Deja Vu is a particularly relevant point of reference when discussing Scott’s latest, which alters the original’s title slightly; now The Taking of Pelham 1 2 3. Both are elevated by the considerable talents of Denzel Washington in their respective leading roles, an actor who possesses stoic humility and quiet strength that well-compliment the modest means of Scott’s storytelling and classically drawn characters. And, like Deja Vu, Pelham revels in technological advancements with a focus on surveillance — a theme that pervaded both the former, essentially an exercise in voyeurism, and Domino in its Reality TV show commentaries — that informs the aesthetic choices Scott makes. Take, for example, the claustrophobic and humiliating nature of its central character’s desk job, emphasized via a massive glowing billboard symbolic of looming responsibility. It’s an intentional aesthetic choice that many will write off as mere flashy distraction. Washington plays the soft-spoken Walter Garber, an NYC subway dispatcher who becomes inescapably entangled with a bombastic hijacker calling himself Ryder (John Travolta, tattooed on the neck with eyes and veins abulge), tasked with negotiating a hostage situation. The set-up again speaks to Deja Vu, where Washington’s detective developed a relationship with the object of his investigation through a futuristic screen, allowing him to peer into her past life. The communication between Ryder and Garber is also limited, this time by the auditory connection between the subway’s radio and the dispatcher’s microphone. It’s a noteworthy emphasis on the distorting or even damning effects of communication through technology. The near entirety of Pelham keeps this focus: the film is largely comprised of the ongoing dialogues between its two principals, their faces shot in intense close-ups (an annoying visual motif Scott would do well to ditch). Through their conversations, we learn that Garber was once an MTA big shot who was demoted after accepting a bribe. Even though Washington doesn’t leave his cubicle for at least two thirds of the film, he ably conveys Garber’s internal struggle as he wrestles with moral responsibilities. And each time his character plaintively insists, “I’m just a guy,” his every-man statement could be read as thesis for the film’s dramatic pulse.

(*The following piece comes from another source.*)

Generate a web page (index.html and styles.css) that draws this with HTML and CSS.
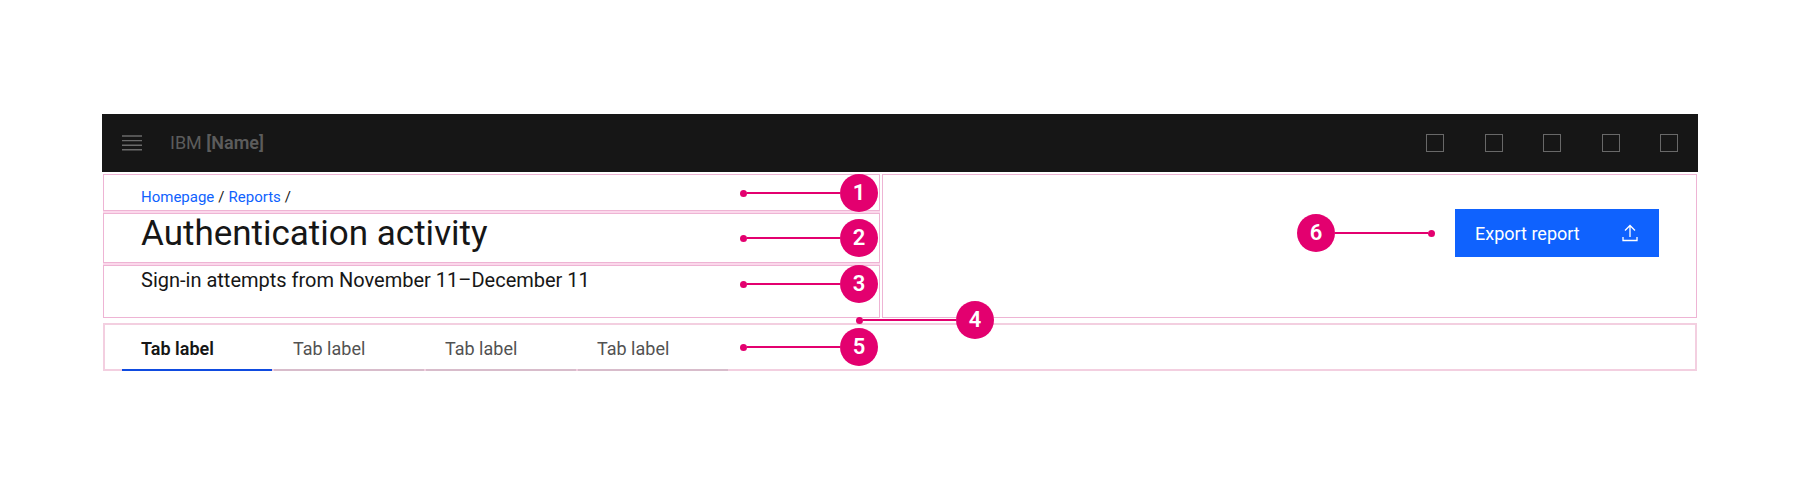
FILE: index.html
```
<!DOCTYPE html>
<html lang="en">
<head>
<meta charset="utf-8">
<title>Authentication activity</title>
<link rel="stylesheet" href="styles.css">
</head>
<body>
<main class="page">
  <header class="shell">
    <button class="menu" aria-label="Menu">
      <svg width="20" height="16" viewBox="0 0 20 16"><path d="M0 1h20M0 5.600h20M0 10.200h20M0 14.800h20" stroke="currentColor" stroke-width="1.400"/></svg>
    </button>
    <a class="brand" href="#">IBM <b>[Name]</b></a>
    <div class="actions">
      <button class="action" aria-label="Action 1"></button>
      <button class="action" aria-label="Action 2"></button>
      <button class="action" aria-label="Action 3"></button>
      <button class="action" aria-label="Action 4"></button>
      <button class="action" aria-label="Action 5"></button>
    </div>
  </header>

  <section class="top">
    <div class="left">
      <nav class="zone crumbs" aria-label="Breadcrumb">
        <a href="#">Homepage</a><span>/</span><a href="#">Reports</a><span>/</span>
        <div class="note"><i class="dot"></i><i class="line"></i><span class="num">1</span></div>
      </nav>
      <div class="zone title">
        <h1>Authentication activity</h1>
        <div class="note"><i class="dot"></i><i class="line"></i><span class="num">2</span></div>
      </div>
      <div class="zone desc">
        <p>Sign-in attempts from November 11–December 11</p>
        <div class="note"><i class="dot"></i><i class="line"></i><span class="num">3</span></div>
      </div>
    </div>
    <div class="zone right">
      <div class="note reverse"><i class="dot"></i><i class="line"></i><span class="num">6</span></div>
      <button class="export">Export report
        <svg width="18" height="18" viewBox="0 0 18 18"><path d="M9 13V1.500M4 6.500l5-5 5 5M2 13v3.500h14V13" fill="none" stroke="currentColor" stroke-width="1.300"/></svg>
      </button>
    </div>
  </section>

  <section class="zone tabs">
    <div class="tablist" role="tablist">
      <button class="tab selected" role="tab" aria-selected="true">Tab label</button>
      <button class="tab" role="tab" aria-selected="false">Tab label</button>
      <button class="tab" role="tab" aria-selected="false">Tab label</button>
      <button class="tab" role="tab" aria-selected="false">Tab label</button>
    </div>
    <div class="note tabs-note"><i class="dot"></i><i class="line"></i><span class="num">5</span></div>
    <div class="note gap-note"><i class="dot"></i><i class="line"></i><span class="num">4</span></div>
  </section>
</main>
</body>
</html>
```
FILE: styles.css
```
* { box-sizing: border-box; }
body {
  margin: 0;
  background: #fff;
  color: #161616;
  font-family: Roboto, "Noto Sans", sans-serif;
}
button { font: inherit; border: 0; padding: 0; background: none; }
a { text-decoration: none; }
svg { display: block; }

.page { padding: 114px 102px; }

.shell {
  display: flex;
  align-items: center;
  height: 58px;
  padding: 0 20px;
  background: #161616;
  color: #5c5c5c;
}
.menu { color: #6a6a6a; }
.brand { margin-left: 28px; color: inherit; font-size: 18px; line-height: 24px; }
.brand b { font-weight: 600; }
.actions {
  display: flex;
  justify-content: space-between;
  width: 252px;
  margin-left: auto;
}
.action { width: 18px; height: 18px; border: 1px solid #686868; }

.zone { position: relative; border: 1px solid #eeb4d4; }

.top {
  display: grid;
  grid-template-columns: 777fr 815fr;
  gap: 2px;
  margin: 2px 1px 0;
}
.left { display: grid; gap: 2px; background: #fbd8eb; }
.left .zone { padding-left: 37px; background: #fff; }

.crumbs {
  display: flex;
  gap: 4px;
  padding-top: 12px;
  height: 37px;
  font-size: 15px;
  line-height: 20px;
}
.crumbs a { color: #0f62fe; }
.title { height: 50px; }
.title h1 { margin: 0; font-size: 35px; font-weight: 400; line-height: 40px; }
.desc { height: 53px; }
.desc p { margin: 0; padding-top: 2px; font-size: 20px; line-height: 24px; }

.right {
  display: flex;
  justify-content: flex-end;
  align-items: flex-start;
  padding: 34px 37px 0 0;
}
.export {
  display: flex;
  justify-content: space-between;
  align-items: center;
  width: 204px;
  height: 48px;
  padding: 0 20px;
  background: #0f62fe;
  color: #fff;
  font-size: 18px;
}

.tabs { margin: 5px 1px 0; padding-left: 17px; border: 2px solid #f3cfe0; }
.tablist { display: flex; gap: 2px; height: 46px; margin-bottom: -2px; }
.tab {
  width: 150px;
  padding: 2px 19px 0;
  border-bottom: 2px solid #d8bccb;
  color: #525252;
  font-size: 18px;
  text-align: left;
}
.tab.selected {
  border-bottom-color: #0f4be0;
  color: #161616;
  font-weight: 600;
}

/* Numbered callouts that lie over the page regions */
.note {
  position: absolute;
  top: -1px;
  right: 1px;
  display: flex;
  align-items: center;
  width: 138px;
  color: #fff;
}
.title .note { top: 5px; }
.desc .note { top: -1px; }
.dot { width: 7px; height: 7px; border-radius: 50%; background: #e3006f; }
.line { flex: 1; height: 2px; background: #e3006f; }
.num {
  width: 38px;
  height: 38px;
  border-radius: 50%;
  background: #e3006f;
  font-size: 22px;
  font-weight: 600;
  line-height: 38px;
  text-align: center;
}
.reverse { position: static; flex-direction: row-reverse; margin: 5px 20px 0 0; }
.tabs-note { top: 3px; right: auto; left: 635px; }
.gap-note { top: -24px; right: auto; left: 751px; }
```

In addition to criticisms over his stylistic choices, Scott is also often accused of “cliched” depictions of modest characters undertaking heroic acts for the sake of their own atonement. However, it’s evident in Scott’s filmography that there is a very spiritual undercurrent to his work. In this sense, The Taking of Pelham 1 2 3 can be seen as the conclusion of a trilogy that began with 2004’s Man on Fire and continued with Deja Vu. In each film, Washington takes on the role of Scott’s morally conflicted characters, haunted by prior sins or transgressions, and in need of redemption. There’s a very Christian ideology present: the need to redeem the spirit through selfless, righteous action. Pelham takes its religious convictions one step further than the prior two films; where Washington struggled against largely faceless evils before, here Scott introduces a struggle of faith between both his two principles. (This is evident in Ryder’s observation that his cramped, commandeered subway car “reminds me of a confessional.”) Unfortunately, this provocative thematic implication never really ignites or goes anywhere; instead, we’re left with Travolta’s frustratingly one-dimensional and shrill “villain.” Ryder is a cartoon, he practices a dubious code of conduct and lectures about stock trades and corporate corruption – relevant economic commentaries only name-checked here.

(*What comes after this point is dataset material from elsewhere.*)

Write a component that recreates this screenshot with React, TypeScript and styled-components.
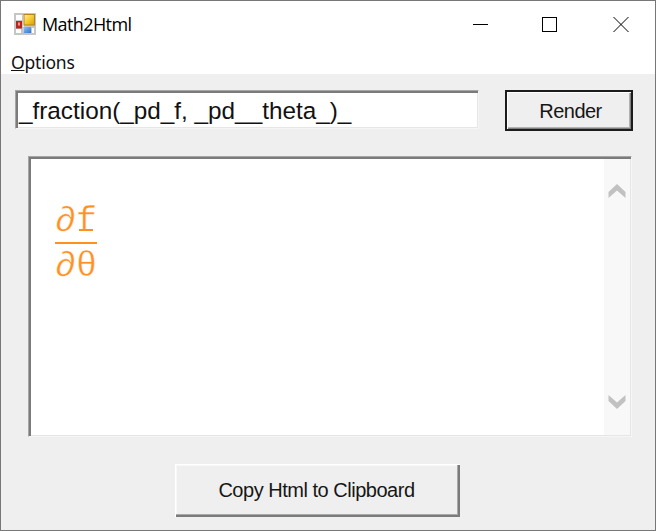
import React from "react";
import styled, { createGlobalStyle } from "styled-components";

const GlobalStyle = createGlobalStyle`
  * { box-sizing: border-box; }
  body { margin: 0; overflow: hidden; background: #efefef; }
`;

const Window = styled.main`
  width: 656px;
  height: 531px;
  border: 1px solid #777;
  background: #efefef;
  color: #111;
  font-family: "Liberation Sans", Arial, sans-serif;
`;

const TitleBar = styled.header`
  display: flex;
  align-items: center;
  height: 46px;
  padding-left: 13px;
  background: #fff;
`;

const Title = styled.h1`
  flex: 1;
  margin: 0 0 0 6px;
  font: 400 18px/24px "Open Sans", "Noto Sans", sans-serif;
  letter-spacing: -0.6px;
  color: #000;
`;

const Caption = styled.div`
  display: flex;
  gap: 56px;
  margin-right: 26px;

  svg:first-child { margin-right: -2px; }
`;

const MenuBar = styled.nav`
  height: 27px;
  padding: 3px 0 0 10px;
  background: #fff;
  font: 400 17.5px/24px "Noto Sans", sans-serif;
  letter-spacing: -0.2px;
`;

const MenuItem = styled.span`
  display: inline-block;
  &::first-letter { text-decoration: underline; }
`;

const Toolbar = styled.div`
  display: flex;
  align-items: flex-start;
  gap: 26px;
  padding: 16px 0 0 14px;
  height: 82px;
`;

const Field = styled.div`
  width: 464px;
  height: 39px;
  padding: 1px 0 0 3px;
  border: 1px solid;
  border-color: #a6a6a6 #f6f6f6 #f6f6f6 #a6a6a6;
  box-shadow: inset 2px 2px #7b7b7b, inset -1px -1px #e6e6e6;
  background: #fff;
  font-size: 24.3px;
  line-height: 37px;
  white-space: pre;
`;

const Button = styled.button<{ $primary?: boolean }>`
  display: block;
  width: ${(p) => (p.$primary ? 128 : 285)}px;
  height: ${(p) => (p.$primary ? 41 : 53)}px;
  margin: 0;
  padding: ${(p) => (p.$primary ? "0 0 0 3px" : "0 2px 1px 0")};
  border: ${(p) => (p.$primary ? "2px solid #1c1c1c" : "0")};
  box-shadow: ${(p) =>
    p.$primary
      ? "inset 1px 1px #fff, inset -1px -1px #808080, inset -2px -2px #b2b2b2"
      : "inset 1px 1px #fff, inset -2px -2px #7b7b7b, inset -3px -3px #a9a9a9, inset 2px 2px #f8f8f8"};
  background: #efefef;
  color: #161616;
  font: 400 20px/24px "Liberation Sans", Arial, sans-serif;
  letter-spacing: ${(p) => (p.$primary ? "-0.55px" : "-0.48px")};
`;

const Viewer = styled.section`
  display: flex;
  justify-content: space-between;
  width: 604px;
  height: 281px;
  margin-left: 27px;
  padding: 2px 1px 1px 2px;
  border: 1px solid;
  border-color: #a6a6a6 #f6f6f6 #f6f6f6 #a6a6a6;
  box-shadow: inset 2px 2px #7b7b7b, inset -1px -1px #e6e6e6;
  background: #fff;
`;

const Fraction = styled.div`
  width: 42px;
  margin: 40px 0 0 24px;
  color: #ff9021;
  font: 400 35px/47px "Liberation Mono", monospace;
  -webkit-text-stroke: 0.4px #fff;
`;

const Term = styled.div<{ $over?: boolean }>`
  height: ${(p) => (p.$over ? 45 : 44)}px;
  line-height: ${(p) => (p.$over ? 47 : 46)}px;
  border-bottom: ${(p) => (p.$over ? "2px solid #ff9021" : "0")};
`;

const SlabLetter = styled.span`
  position: relative;

  &::after {
    content: "";
    position: absolute;
    left: 3px;
    bottom: 11px;
    width: 14px;
    height: 2px;
    background: #ff9021;
  }
`;

const ScrollBar = styled.div`
  display: flex;
  flex-direction: column;
  justify-content: space-between;
  align-items: center;
  width: 26px;
  padding: 25px 0 26px;
  background: #f8f8f8;
`;

const Footer = styled.footer`
  padding: 27px 0 0 174px;
`;

function AppIcon() {
  return (
    <svg width="22" height="22" viewBox="0 0 22 22">
      <defs>
        <linearGradient id="gold" x1="0" y1="0" x2="1" y2="1">
          <stop offset="0" stopColor="#fff09a" />
          <stop offset="0.5" stopColor="#f7c934" />
          <stop offset="1" stopColor="#d99c08" />
        </linearGradient>
        <linearGradient id="blue" x1="0" y1="0" x2="1" y2="1">
          <stop offset="0" stopColor="#91c2ff" />
          <stop offset="1" stopColor="#3370d2" />
        </linearGradient>
      </defs>
      <rect width="22" height="22" fill="#c6c6c6" />
      <path d="M2 2h6v5H2zM2 16h5v4H2zM18 15h2v5h-2z" fill="#fff" />
      <path d="M9 2h1v12H9zM9 15h1v5H9z" fill="#f4f4f4" />
      <rect x="2" y="8" width="6" height="7.5" fill="#b9261c" />
      <rect x="4" y="9.5" width="2" height="3" fill="#ee9b8d" />
      <rect x="10" y="1.5" width="10.5" height="10.5" fill="url(#gold)" stroke="#b98414" />
      <rect x="9.5" y="14" width="7.5" height="6" fill="url(#blue)" />
    </svg>
  );
}

function Chevron({ down }: { down?: boolean }) {
  return (
    <svg width="18" height="14" viewBox="0 0 18 14">
      <path
        d={down ? "M0.5 0L9 7.5L17.5 0V6L9 14L0.5 6Z" : "M0.5 14L9 6.5L17.5 14V8L9 0L0.5 8Z"}
        fill="#c1c1c1"
      />
    </svg>
  );
}

export default function App() {
  return (
    <>
      <GlobalStyle />
      <Window>
        <TitleBar>
          <AppIcon />
          <Title>Math2Html</Title>
          <Caption>
            <svg width="15" height="15"><path d="M0 7.5H15" stroke="#000" /></svg>
            <svg width="15" height="15"><rect x=".5" y=".5" width="14" height="14" fill="none" stroke="#000" /></svg>
            <svg width="16" height="15"><path d="M.5 0L15.5 15M15.5 0L.5 15" stroke="#000" /></svg>
          </Caption>
        </TitleBar>
        <MenuBar><MenuItem>Options</MenuItem></MenuBar>
        <Toolbar>
          <Field>_fraction(_pd_f, _pd__theta_)_</Field>
          <Button $primary>Render</Button>
        </Toolbar>
        <Viewer>
          <Fraction>
            <Term $over>∂<SlabLetter>f</SlabLetter></Term>
            <Term>∂θ</Term>
          </Fraction>
          <ScrollBar>
            <Chevron />
            <Chevron down />
          </ScrollBar>
        </Viewer>
        <Footer>
          <Button>Copy Html to Clipboard</Button>
        </Footer>
      </Window>
    </>
  );
}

Further perplexing is Scott’s comparatively staid visual style in this film, at least in regard to all that takes place between its amped-up opening credits (a characteristically bonkers assault of aesthetic tweakery) and a last act so frenetically assembled that it’s difficult to determine what exactly is going on (not unlike many other Scott productions). The majority of Pelham though is not driven by special-FX at all; instead, Scott favors a succession of talking heads deliberating over the various conflicts of this procedural’s plot. Tension is maintained throughout (a byproduct of those claustrophobic close-ups mentioned earlier), but it’s tough not to compare Pelham to Spike Lee’s hostage-negotiate-er Inside Man, which bests Scott’s film both stylistically and in the inventiveness of its plotting. But the most egregious of missteps here manifest in noticeably forced action scenes — on the way to deliver the requested sum of 10 million dollars to Ryder, there are not one, not two, but three police car crashes. And in a dubious approach to violence, as Scott undercuts his own morally-conscious ideals. (One scene of ludicrous brutality witnesses two of Ryder’s cronies being shot to pieces in super slow-motion.) Again though, this is the norm in a Tony Scott movie: over-the-top displays of action making for sometimes uncomfortable bedfellows with earnest sociopolitical commentaries (a formula paramount to this filmmaker since at least 1998’s Enemy of the State).
Under less scrutiny, The Taking of Pelham 1 2 3 succeeds as a tense thriller, ratcheting up suspense and keeping the stakes high as it barrels toward its appropriate finale, and is further admirable for placing emphasis on the struggle of its every-man protagonist over the clipped rhythms of its plot (a headache-inducing complexity which, if one really considers Ryder’s motivations, is pretty silly). It’s a well-made film mostly of a consistent and agreeable style, and it rarely suffers from pacing problems. But it’s derivative (it is a remake after all) and lacks the jolt of energy and enthusiasm that invigorates Scott’s best films (1993’s True Romance, as well as the aforementioned Washington-Scott collabs Deja Vu and Man on Fire). But those who dislike Tony Scott’s prior films may find his latest more digestible; it is, after all, the least characteristic film from this divisive auteur in quite some time.